DATASET EXCERPT
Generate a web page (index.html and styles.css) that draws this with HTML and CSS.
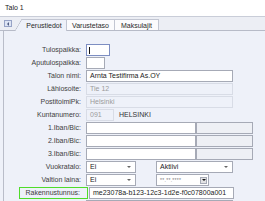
FILE: index.html
```html
<!DOCTYPE html>
<html lang="fi">
<head>
    <meta charset="UTF-8">
    <title>Talo 1</title>
    <link rel="stylesheet" href="styles.css">
</head>
<body>
    <div class="title">Talo 1</div>

    <div class="tabstrip">
        <div class="scrollBtn"><span class="leftArrow"></span></div>
        <div class="tab active">Perustiedot</div>
        <div class="tab">Varustetaso</div>
        <div class="tab">Maksulajit</div>
    </div>

    <div class="panel">
        <div class="row">
            <label>Tulospaikka:</label>
            <div class="field focused w24"><span class="caret"></span></div>
        </div>
        <div class="row">
            <label>Aputulospaikka:</label>
            <div class="field w19"></div>
        </div>
        <div class="row">
            <label>Talon nimi:</label>
            <div class="field wide">Arnta Testifirma As.OY</div>
        </div>
        <div class="row">
            <label>Lähiosoite:</label>
            <div class="field wide disabled">Tie 12</div>
        </div>
        <div class="row">
            <label>PostitoimiPk:</label>
            <div class="field wide disabled">Helsinki</div>
        </div>
        <div class="row">
            <label>Kuntanumero:</label>
            <div class="field w28 disabled">091</div>
            <span class="cityName">HELSINKI</span>
        </div>
        <div class="row">
            <label>1.Iban/Bic:</label>
            <div class="field iban"></div>
            <div class="field bic"></div>
        </div>
        <div class="row">
            <label>2.Iban/Bic:</label>
            <div class="field iban"></div>
            <div class="field bic"></div>
        </div>
        <div class="row">
            <label>3.Iban/Bic:</label>
            <div class="field iban"></div>
            <div class="field bic"></div>
        </div>
        <div class="row">
            <label>Vuokratalo:</label>
            <div class="field select small">Ei<span class="arrow"></span></div>
            <div class="field select status">Aktiivi<span class="arrow"></span></div>
        </div>
        <div class="row">
            <label>Valtion laina:</label>
            <div class="field select small">Ei<span class="arrow"></span></div>
            <div class="field date"><span class="mask">**.**.****</span><span class="dateBtn"><span class="arrow dark"></span></span></div>
        </div>
        <div class="row">
            <label class="highlight">Rakennustunnus:</label>
            <div class="field buildingId">me23078a-b123-12c3-1d2e-f0c07800a001</div>
        </div>
        <div class="row last">
            <label></label>
            <div class="field wide"></div>
        </div>
    </div>
</body>
</html>
```

FILE: styles.css
```css
body {
    margin: 0;
    width: 265px;
    height: 201px;
    overflow: hidden;
    font-family: "Liberation Sans", Arial, sans-serif;
    font-size: 7px;
    color: #404040;
    background: #eef1f9;
}
.title {
    height: 16px;
    line-height: 16px;
    padding-left: 5px;
    background: #fff;
    border-bottom: 1px solid #c9cdd8;
    color: #222;
}
.tabstrip {
    height: 13px;
    display: flex;
    align-items: flex-end;
    padding-left: 4px;
    background: #eceef4;
    border-bottom: 1px solid #b7bbc8;
}
.scrollBtn {
    width: 8px;
    height: 7px;
    box-sizing: border-box;
    margin-bottom: 3px;
    border: 1px solid #97a3c6;
    background: #dde4f4;
    display: flex;
    align-items: center;
    justify-content: center;
}
.leftArrow {
    width: 0;
    height: 0;
    border-top: 2px solid transparent;
    border-bottom: 2px solid transparent;
    border-right: 2px solid #4d5a80;
}
.tab {
    height: 11px;
    line-height: 11px;
    box-sizing: border-box;
    text-align: center;
    background: #fbfbfd;
    border: 1px solid #c2c6d2;
    border-bottom: none;
    border-left: none;
    color: #2a2a2a;
}
.tab:nth-child(3) { width: 48px; }
.tab:nth-child(4) { width: 44px; }
.tab.active {
    position: relative;
    width: 45px;
    margin-left: 10px;
    background: #eef1f9;
    height: 12px;
    margin-bottom: -1px;
}
.tab.active::before {
    content: "";
    position: absolute;
    left: -7px;
    top: -1px;
    width: 7px;
    height: 12px;
    background: linear-gradient(to bottom right, #eceef4 calc(50% - 0.6px), #b7bbc8 50%, #eef1f9 calc(50% + 0.6px));
}
.panel {
    margin-left: 3px;
    border-left: 1px solid #b9bdc9;
    padding-top: 13px;
    height: 157px;
    overflow: hidden;
}
.row {
    height: 13px;
    display: flex;
    align-items: flex-start;
}
.row label {
    width: 77px;
    padding-right: 1px;
    margin-right: 4px;
    text-align: right;
    line-height: 12px;
    flex-shrink: 0;
}
.row label.highlight {
    width: 69px;
    height: 12px;
    margin-left: 15px;
    margin-right: 0;
    padding-right: 7px;
    box-sizing: border-box;
    border: 1.5px solid #4fdc2a;
    line-height: 9px;
}
.field {
    height: 12px;
    box-sizing: border-box;
    line-height: 10px;
    padding: 0 3px;
    border: 1px solid #a6aab6;
    background: #fff;
    color: #222;
    white-space: nowrap;
    overflow: hidden;
    position: relative;
    flex-shrink: 0;
}
.field.focused {
    border-color: #7d8ec2;
}
.caret {
    position: absolute;
    left: 2px;
    top: 2px;
    width: 1px;
    height: 7px;
    background: #111;
}
.field.disabled {
    background: #eef1f9;
    border-color: #d8dce6;
    color: #9b9b9b;
}
.w24 { width: 24px; }
.w19 { width: 19px; }
.w28 { width: 28px; }
.wide { width: 147px; }
.cityName {
    margin-left: 5px;
    line-height: 12px;
    color: #333;
}
.iban { width: 110px; }
.bic {
    width: 57px;
    background: #eef0f5;
}
.select.small {
    width: 50px;
    margin-right: 20px;
}
.select.status {
    width: 77px;
}
.arrow {
    position: absolute;
    right: 4px;
    top: 4px;
    width: 0;
    height: 0;
    border-left: 2px solid transparent;
    border-right: 2px solid transparent;
    border-top: 2px solid #666;
}
.arrow.dark {
    position: static;
    border-top-color: #111;
}
.date {
    width: 53px;
    display: flex;
    align-items: center;
    padding-right: 1px;
}
.mask {
    flex: 1;
    color: #777;
    font-size: 5px;
    letter-spacing: 0.3px;
}
.dateBtn {
    width: 7px;
    height: 7px;
    background: #e2e2e4;
    border: 1px solid #a6aab6;
    box-sizing: border-box;
    display: flex;
    align-items: center;
    justify-content: center;
}
.buildingId {
    width: 145px;
    margin-left: 1px;
}
```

PROBLEM TO SOLVE
Copy every line of the data exactly as written, excluding the pictures.

RESULT
Generate a web page (index.html and styles.css) that draws this with HTML and CSS.
FILE: index.html
```html
<!DOCTYPE html>
<html lang="fi">
<head>
    <meta charset="UTF-8">
    <title>Talo 1</title>
    <link rel="stylesheet" href="styles.css">
</head>
<body>
    <div class="title">Talo 1</div>

    <div class="tabstrip">
        <div class="scrollBtn"><span class="leftArrow"></span></div>
        <div class="tab active">Perustiedot</div>
        <div class="tab">Varustetaso</div>
        <div class="tab">Maksulajit</div>
    </div>

    <div class="panel">
        <div class="row">
            <label>Tulospaikka:</label>
            <div class="field focused w24"><span class="caret"></span></div>
        </div>
        <div class="row">
            <label>Aputulospaikka:</label>
            <div class="field w19"></div>
        </div>
        <div class="row">
            <label>Talon nimi:</label>
            <div class="field wide">Arnta Testifirma As.OY</div>
        </div>
        <div class="row">
            <label>Lähiosoite:</label>
            <div class="field wide disabled">Tie 12</div>
        </div>
        <div class="row">
            <label>PostitoimiPk:</label>
            <div class="field wide disabled">Helsinki</div>
        </div>
        <div class="row">
            <label>Kuntanumero:</label>
            <div class="field w28 disabled">091</div>
            <span class="cityName">HELSINKI</span>
        </div>
        <div class="row">
            <label>1.Iban/Bic:</label>
            <div class="field iban"></div>
            <div class="field bic"></div>
        </div>
        <div class="row">
            <label>2.Iban/Bic:</label>
            <div class="field iban"></div>
            <div class="field bic"></div>
        </div>
        <div class="row">
            <label>3.Iban/Bic:</label>
            <div class="field iban"></div>
            <div class="field bic"></div>
        </div>
        <div class="row">
            <label>Vuokratalo:</label>
            <div class="field select small">Ei<span class="arrow"></span></div>
            <div class="field select status">Aktiivi<span class="arrow"></span></div>
        </div>
        <div class="row">
            <label>Valtion laina:</label>
            <div class="field select small">Ei<span class="arrow"></span></div>
            <div class="field date"><span class="mask">**.**.****</span><span class="dateBtn"><span class="arrow dark"></span></span></div>
        </div>
        <div class="row">
            <label class="highlight">Rakennustunnus:</label>
            <div class="field buildingId">me23078a-b123-12c3-1d2e-f0c07800a001</div>
        </div>
        <div class="row last">
            <label></label>
            <div class="field wide"></div>
        </div>
    </div>
</body>
</html>
```

FILE: styles.css
```css
body {
    margin: 0;
    width: 265px;
    height: 201px;
    overflow: hidden;
    font-family: "Liberation Sans", Arial, sans-serif;
    font-size: 7px;
    color: #404040;
    background: #eef1f9;
}
.title {
    height: 16px;
    line-height: 16px;
    padding-left: 5px;
    background: #fff;
    border-bottom: 1px solid #c9cdd8;
    color: #222;
}
.tabstrip {
    height: 13px;
    display: flex;
    align-items: flex-end;
    padding-left: 4px;
    background: #eceef4;
    border-bottom: 1px solid #b7bbc8;
}
.scrollBtn {
    width: 8px;
    height: 7px;
    box-sizing: border-box;
    margin-bottom: 3px;
    border: 1px solid #97a3c6;
    background: #dde4f4;
    display: flex;
    align-items: center;
    justify-content: center;
}
.leftArrow {
    width: 0;
    height: 0;
    border-top: 2px solid transparent;
    border-bottom: 2px solid transparent;
    border-right: 2px solid #4d5a80;
}
.tab {
    height: 11px;
    line-height: 11px;
    box-sizing: border-box;
    text-align: center;
    background: #fbfbfd;
    border: 1px solid #c2c6d2;
    border-bottom: none;
    border-left: none;
    color: #2a2a2a;
}
.tab:nth-child(3) { width: 48px; }
.tab:nth-child(4) { width: 44px; }
.tab.active {
    position: relative;
    width: 45px;
    margin-left: 10px;
    background: #eef1f9;
    height: 12px;
    margin-bottom: -1px;
}
.tab.active::before {
    content: "";
    position: absolute;
    left: -7px;
    top: -1px;
    width: 7px;
    height: 12px;
    background: linear-gradient(to bottom right, #eceef4 calc(50% - 0.6px), #b7bbc8 50%, #eef1f9 calc(50% + 0.6px));
}
.panel {
    margin-left: 3px;
    border-left: 1px solid #b9bdc9;
    padding-top: 13px;
    height: 157px;
    overflow: hidden;
}
.row {
    height: 13px;
    display: flex;
    align-items: flex-start;
}
.row label {
    width: 77px;
    padding-right: 1px;
    margin-right: 4px;
    text-align: right;
    line-height: 12px;
    flex-shrink: 0;
}
.row label.highlight {
    width: 69px;
    height: 12px;
    margin-left: 15px;
    margin-right: 0;
    padding-right: 7px;
    box-sizing: border-box;
    border: 1.5px solid #4fdc2a;
    line-height: 9px;
}
.field {
    height: 12px;
    box-sizing: border-box;
    line-height: 10px;
    padding: 0 3px;
    border: 1px solid #a6aab6;
    background: #fff;
    color: #222;
    white-space: nowrap;
    overflow: hidden;
    position: relative;
    flex-shrink: 0;
}
.field.focused {
    border-color: #7d8ec2;
}
.caret {
    position: absolute;
    left: 2px;
    top: 2px;
    width: 1px;
    height: 7px;
    background: #111;
}
.field.disabled {
    background: #eef1f9;
    border-color: #d8dce6;
    color: #9b9b9b;
}
.w24 { width: 24px; }
.w19 { width: 19px; }
.w28 { width: 28px; }
.wide { width: 147px; }
.cityName {
    margin-left: 5px;
    line-height: 12px;
    color: #333;
}
.iban { width: 110px; }
.bic {
    width: 57px;
    background: #eef0f5;
}
.select.small {
    width: 50px;
    margin-right: 20px;
}
.select.status {
    width: 77px;
}
.arrow {
    position: absolute;
    right: 4px;
    top: 4px;
    width: 0;
    height: 0;
    border-left: 2px solid transparent;
    border-right: 2px solid transparent;
    border-top: 2px solid #666;
}
.arrow.dark {
    position: static;
    border-top-color: #111;
}
.date {
    width: 53px;
    display: flex;
    align-items: center;
    padding-right: 1px;
}
.mask {
    flex: 1;
    color: #777;
    font-size: 5px;
    letter-spacing: 0.3px;
}
.dateBtn {
    width: 7px;
    height: 7px;
    background: #e2e2e4;
    border: 1px solid #a6aab6;
    box-sizing: border-box;
    display: flex;
    align-items: center;
    justify-content: center;
}
.buildingId {
    width: 145px;
    margin-left: 1px;
}
```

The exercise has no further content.